March 16, 2011

"That Championship Season" Fails to Score

The rap on the current revival of That Championship Season, which opened at the Bernard B. Jacobs Theatre last week, is that the play is outdated.  Which seems a silly thing to say.  I mean how up-to-date is The Importance of Being Earnest, which has been averaging 90% capacity at the huge American Airlines Theatre?  (Click here to read critic Peter Filichia's smart take on the datedness debate) Nope, the problem with That Championship Season is simply that this production isn’t as good as it should be.

Jason Miller’s 1972 play tells the contemporaneous story of the reunion of a basketball team and its coach some 20 years after winning their state’s championship, still the highlight of all their lives. Written during the social upheavals of the Vietnam War, the play's theme is the declining hegemony of the white American male. It ran for 700 performances and won both the Tony and the Pulitzer Prize. 

The cast back then included such everyman types as Charles Durning and Paul Sorvino. So when my husband K saw the poster with the GQ-ready cover boys in the current cast—Kiefer Sutherland, Jason Patric (both of whom once dated Julia Roberts) Chris Noth and Jim Gaffigan with Brian Cox as the coach—he bailed on seeing the show. I went anyway.  As is so often the case, K turned out to be right.

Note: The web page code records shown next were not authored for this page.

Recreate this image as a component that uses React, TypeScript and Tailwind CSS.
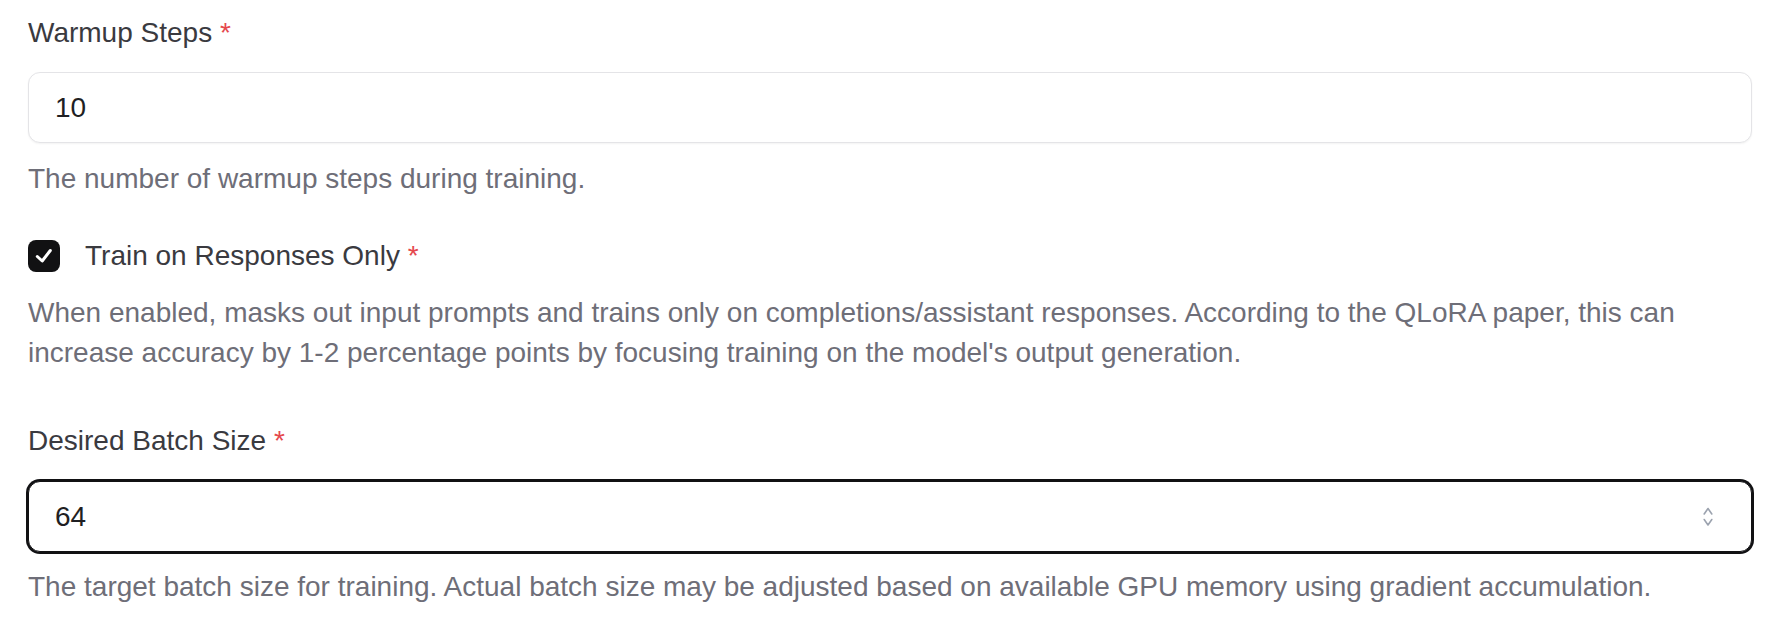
import React from "react";

const font = { fontFamily: '"Liberation Sans", Arial, Helvetica, sans-serif' };

function Req() {
  return <span className="text-[#e5484d]"> *</span>;
}

export default function App() {
  return (
    <div className="w-[1780px] h-[624px] bg-white px-[28px] overflow-hidden" style={font}>
      <div className="pt-[19px] text-[28px] leading-[28px] text-[#3a3a3f]">
        Warmup Steps<Req />
      </div>
      <div className="mt-[25px] h-[71px] flex items-center rounded-[12px] border border-[#e4e4e7] bg-white shadow-[0_1px_2px_rgba(0,0,0,0.05)] px-[26px]">
        <input
          readOnly
          value="10"
          className="w-full bg-transparent outline-none text-[28px] text-[#1f1f23]"
          style={font}
        />
      </div>
      <p className="mt-[16px] text-[28px] leading-[40px] text-[#6e6e78]">
        The number of warmup steps during training.
      </p>

      <div className="mt-[41px] h-[32px] flex items-center gap-[25px]">
        <div className="w-[32px] h-[32px] rounded-[8px] bg-[#111113] flex items-center justify-center shrink-0">
          <svg width="32" height="32" viewBox="0 0 32 32" fill="none">
            <path d="M9.3 16.5 L14.2 21 L22.3 10.5" stroke="#ffffff" strokeWidth="3" strokeLinecap="round" strokeLinejoin="round" />
          </svg>
        </div>
        <span className="text-[28px] leading-[28px] text-[#3a3a3f]">
          Train on Responses Only<Req />
        </span>
      </div>
      <p className="mt-[21px] text-[28px] leading-[40px] text-[#6e6e78]">
        When enabled, masks out input prompts and trains only on completions/assistant responses. According to the QLoRA paper, this can increase accuracy by 1-2 percentage points by focusing training on the model's output generation.
      </p>

      <div className="mt-[54px] text-[28px] leading-[28px] text-[#3a3a3f]">
        Desired Batch Size<Req />
      </div>
      <div className="mt-[26px] h-[71px] flex items-center rounded-[12px] border border-[#111113] shadow-[0_0_0_2px_#111113] bg-white pl-[26px] pr-[38px]">
        <input
          readOnly
          value="64"
          className="flex-1 bg-transparent outline-none text-[28px] text-[#1f1f23]"
          style={font}
        />
        <svg width="10" height="20" viewBox="0 0 10 20" fill="none" className="shrink-0">
          <path d="M1.2 7 L5 1.5 L8.8 7" stroke="#9ca3af" strokeWidth="1.6" strokeLinecap="round" strokeLinejoin="round" />
          <path d="M1.2 12.5 L5 18 L8.8 12.5" stroke="#9ca3af" strokeWidth="1.6" strokeLinecap="round" strokeLinejoin="round" />
        </svg>
      </div>
      <p className="mt-[15px] text-[28px] leading-[40px] text-[#6e6e78]">
        The target batch size for training. Actual batch size may be adjusted based on available GPU memory using gradient accumulation.
      </p>
    </div>
  );
}
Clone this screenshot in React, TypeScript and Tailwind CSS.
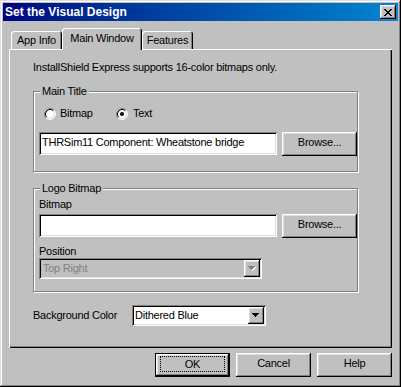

That Championship Season is a show whose success depends, even more than most shows do, on its cast.  Given the economic realities of Broadway, the producers clearly felt they had to opt for celebrity names.  Some of them work well. But at least one doesn’t at all. 

Gaffigan, the stand-up comedian who’s the least known of the bunch and the one who looks as though he would have had the easiest time fitting in with the original 1972 cast, is the best. He brings an authentic eager-to-please quality to the player who winds up being the hapless mayor of the team’s working-class Pennsylvania town. 

Sutherland, probably the biggest draw because of his years on the TV series “24,” gets points for playing against his alpha-male image and turning in a convincing performance as a week-kneed and two-faced 
high school principal.  

Noth plays the team member who has turned out to be the most successful, albeit at sleazy business deals and tacky love affairs, and after years as Mr. Big on "Sex and the City" and now the philandering husband on "The Good Wife," he knows how to play charming rogues.  And stage vet Cox is OK as the coach (click here to read an interview with him).

That leaves Patric, and he is by far the weakest link.  He was supposed to be the MVP. For he is the playwright’s son and plays the character Miller clearly designed to be his own stand-in (click here to listen to a terrific NPR interview in which Patric talk about his dad).   

Patric’s character is the only one of the group who has moved out of town and so has a bit of an outsider’s perspective.  But Patric’s performance is so disconnected from the other actors that his guy seems at times as though he were still in an entirely different state.

Director Gregory Mosher struggles to turn his five actors into a cohesive team but the tone staggers all over the place. What’s prompted the “outdated” talk are the many racist and sexist things the men say. The overt bigotry no doubt shocked audiences back then.  The feminist friend who agreed to see the show with me after K backed out said later, over a post-show dinner at nearby Ça Va, that she would have walked out if she’d seen it back then. 

But the brutish behavior that the team members display is no longer fresh nor revelatory and so the audience isn’t quite sure what to make of it. I heard gasps, laughs, grunts of disgusts and some yawns too. That makes the job harder for the directors and actors who have to dig even deeper into the hollowness of these men.  But this production just skates across the surface. 

Star gazers will no doubt enjoy seeing Patric, Sutherland and Noth onstage but for us theater lovers, there’s less to cheer about.